The RNC’s 50-state project begins with putting new boots on the ground in the two states with gubernatorial elections this fall, Virginia and New Jersey, said party spokeswoman Kirsten Kukowski. In both states, the RNC will be testing voter contact efforts with controlled experiments and fine-tuning their engagement efforts with African-American, Asian-American and Hispanic communities who are firmly entrenched in the Democratic camp.
In May, the RNC hired new staffers and opened offices in Virginia, which has a competitive governor’s race, and in New Jersey, the site of a less competitive gubernatorial contest and a special U.S. Senate election.

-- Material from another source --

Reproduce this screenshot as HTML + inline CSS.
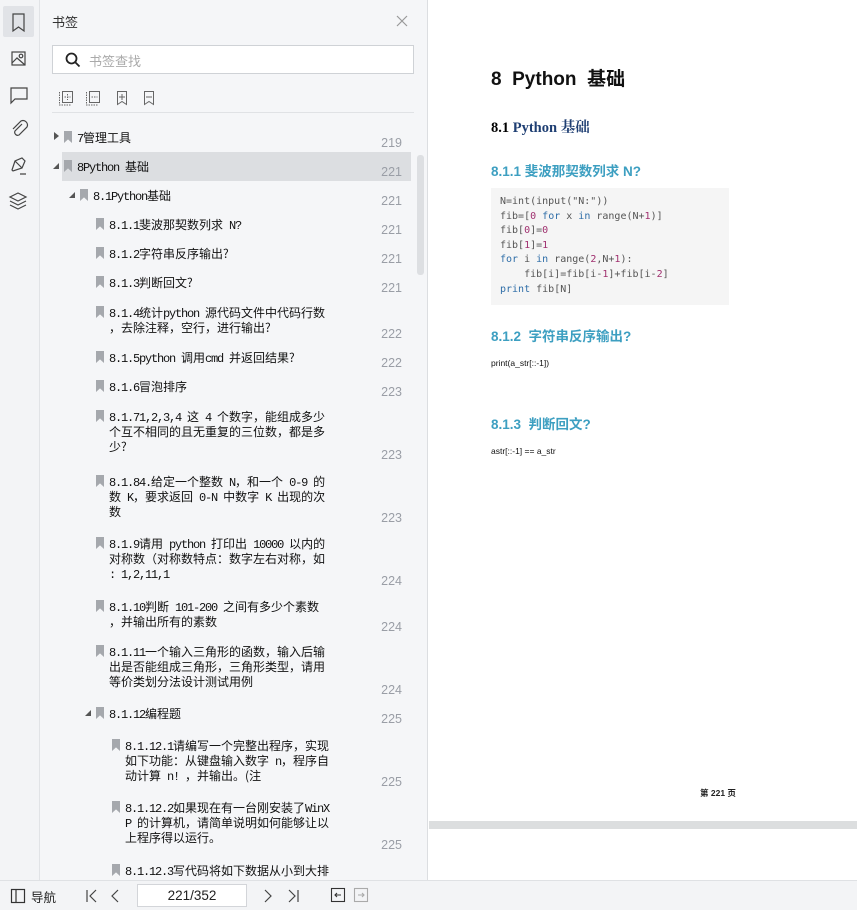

The committee has also placed “state directors,” who will work alongside existing state party organizations and candidates to coordinate with the national party, in 10 other states with competitive Senate, House and gubernatorial races in 2014.
Republican state directors have already been deployed to Florida, Michigan, Wisconsin, Montana, West Virginia, Louisiana, Pennsylvania and Ohio. There are currently 125 RNC operatives in the field as of this week, a staff footprint larger than the one at party headquarters on Capitol Hill.
By the end of the year, Kukowski said, the RNC will have “hundreds of staffers” and “nearly 100” offices around the country, all trained in Washington. Not every state will have a state director, she admitted, but every state in the country, including Democratic strongholds, will have at least one paid staffer and possibly more.
The party has also dispatched political staffers – they won’t say how many - to work deep-red Texas and deep-blue California, both mega-states with substantial and growing Hispanic populations that will figure prominently in future election cycles.At Governing, Louis Jacobson looked back Dean's record:
Before we crunch the numbers, we should note that the patterns below can't be linked exclusively to Dean's 50-state project. After all, the Democrats experienced two of their strongest election cycles during that time. They benefited from a strong congressional tailwind in 2006 and a winning presidential candidacy in 2008. Meanwhile, the numbers began to turn negative during the midterm election of 2010, a Republican rout.
That said, the patterns are suggestive. In the 20 states we looked at -- those that have voted solidly Republican in recent presidential races -- Democratic candidates chalked up modest successes, despite the difficult political terrain. Then, after the project stopped, Democratic success rates cratered.
The 20 states we looked at are Alabama, Alaska, Arkansas, Georgia, Idaho, Kansas, Kentucky, Louisiana, Mississippi, Montana, Nebraska, North Dakota, Oklahoma, South Carolina, South Dakota, Tennessee, Texas, Utah, West Virginia and Wyoming. We excluded any state that has voted Democratic in recent presidential contests or was considered potentially competitive for the Democrats, even if the state ultimately sided with the GOP (such as Arizona and Missouri).
Here's how the Democrats fared in the reddest of red states between January 2005 and January 2009, the period when the 50-state project was in operation:
"Where we really made a big difference was in states like Nebraska, where Obama won an electoral vote in 2008," Dean said. "He had a real party to work with."
- State House seats: Net gain of 39 seats, a 2 percent increase of all seats in the states analyzed
- State Senate seats: Net loss of two seats
- Governorships: Net loss of one
- Attorney generalships: Net gain of one (elected seats only)
- U.S. House seats: Net gain of three seats
- U.S. Senate seats: Net gain of one seat
- Presidential performance: In 15 of the 20 states, the Democratic nominee saw an increase in vote share between 2004 and 2008. In three other states, the vote share remained constant. It dropped in only two states.